Teams use the Top 10 as a checklist to evaluate their applications. Here is an example of a security review workflow that maps findings to OWASP categories:

# Semgrep configuration targeting OWASP Top 10 categories
# .semgrep.yml
rules:
  - id: owasp-a03-sql-injection
    patterns:
      - pattern: |
          $QUERY = "..." + $INPUT + "..."
          $CURSOR.execute($QUERY)
    message: "Potential SQL injection (OWASP A03). Use parameterized queries."
    severity: ERROR
    metadata:
      owasp: "A03:2021 Injection"
      cwe: "CWE-89"

  - id: owasp-a02-hardcoded-secret
    pattern: |
      $KEY = "AKIA..."
    message: "Hardcoded AWS key detected (OWASP A02). Use environment variables."
    severity: ERROR
    metadata:
      owasp: "A02:2021 Cryptographic Failures"
      cwe: "CWE-798"

A broken access control example — the most common category in the 2021 list — and its fix:

# Vulnerable: Broken Access Control (OWASP A01)
# Any authenticated user can view any other user's data
@app.route('/api/users/<int:user_id>/profile')
@login_required
def get_profile(user_id):
    profile = db.get_user_profile(user_id)
    return jsonify(profile)

# Fixed: verify the requesting user has permission to view the profile
@app.route('/api/users/<int:user_id>/profile')
@login_required
def get_profile(user_id):
    if current_user.id != user_id and not current_user.is_admin:
        abort(403)
    profile = db.get_user_profile(user_id)
    return jsonify(profile)

Security misconfiguration (A05) is another frequent finding:

# Vulnerable: debug mode enabled in production, default secret key
app = Flask(__name__)
app.config['DEBUG'] = True
app.config['SECRET_KEY'] = 'default-secret-key'

# Fixed: production-safe configuration
app = Flask(__name__)
app.config['DEBUG'] = os.environ.get('FLASK_DEBUG', 'false') == 'true'
app.config['SECRET_KEY'] = os.environ['SECRET_KEY']  # Fails if not set

Why It Matters

The OWASP Top 10 matters because it provides a common language and shared priorities for application security. When a security team says “we need to address our A01 findings,” every developer and stakeholder understands what that means. This shared vocabulary accelerates communication between development, security, and compliance teams.

From a compliance perspective, the OWASP Top 10 is effectively mandatory. PCI DSS Requirement 6.5 explicitly requires that organizations address the OWASP Top 10 in their secure development practices. SOC 2 audits frequently reference OWASP guidelines. Many enterprise procurement processes require vendors to demonstrate that their applications have been tested against the Top 10.

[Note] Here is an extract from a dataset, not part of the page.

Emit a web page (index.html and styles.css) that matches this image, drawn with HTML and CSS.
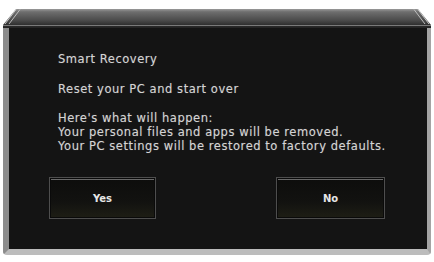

The list also drives the tooling ecosystem. SAST tools like Semgrep and SonarQube, DAST tools like OWASP ZAP, and SCA tools like Snyk all organize their vulnerability detection rules around OWASP Top 10 categories. This alignment means that adopting the Top 10 as a framework naturally integrates with the tools teams already use.

Historically, each edition of the Top 10 reflects real shifts in the threat landscape. The 2021 edition elevated Broken Access Control to the number one position (up from fifth in 2017) based on data showing it is now the most commonly found vulnerability category. It also introduced new categories like Insecure Design and Software and Data Integrity Failures, reflecting emerging attack patterns targeting supply chains and CI/CD pipelines.

Best Practices

  • Use the OWASP Top 10 as a starting point, not a finish line. The list covers the most critical risks but is not exhaustive. Supplement it with CWE coverage, threat modeling, and application-specific risk assessments.
  • Map your SAST and DAST tool rules to OWASP categories. Ensure your automated security testing covers all ten categories. Identify gaps and add custom rules or manual testing procedures to fill them.
  • Train developers on the Top 10 annually. Security awareness training should walk through each category with code examples relevant to your technology stack. OWASP provides free training materials and cheat sheets for each category.
  • Track OWASP findings as a key security metric. Report the count and trend of findings by category across your application portfolio. This data drives prioritization and demonstrates improvement over time.
  • Review the Top 10 after each new release. When OWASP publishes an updated list, compare it against your current security program. New categories or re-rankings may require adjustments to your testing strategy and developer training.

Common Mistakes

  • Treating the Top 10 as a compliance checkbox. Organizations that “address the OWASP Top 10” by running a scan once a year and filing the report miss the point. The Top 10 is meant to drive continuous improvement in security practices, not produce a document for auditors.
  • Focusing only on injection and XSS. While injection (A03) and XSS are well-known, Broken Access Control (A01) is now the most prevalent category. Teams that concentrate their security efforts on traditional injection attacks while ignoring authorization flaws leave their most common vulnerability class unaddressed.
  • Ignoring Insecure Design (A04). Unlike implementation bugs that can be caught by scanners, insecure design flaws require architectural changes. If threat modeling and security architecture reviews are not part of your development process, no amount of SAST scanning will address A04.
  • Assuming frameworks handle everything. Modern frameworks mitigate many Top 10 risks by default, but only when used correctly. A framework that auto-escapes HTML does not protect against injection if developers use raw query methods. Understanding what the framework protects and where gaps remain is essential.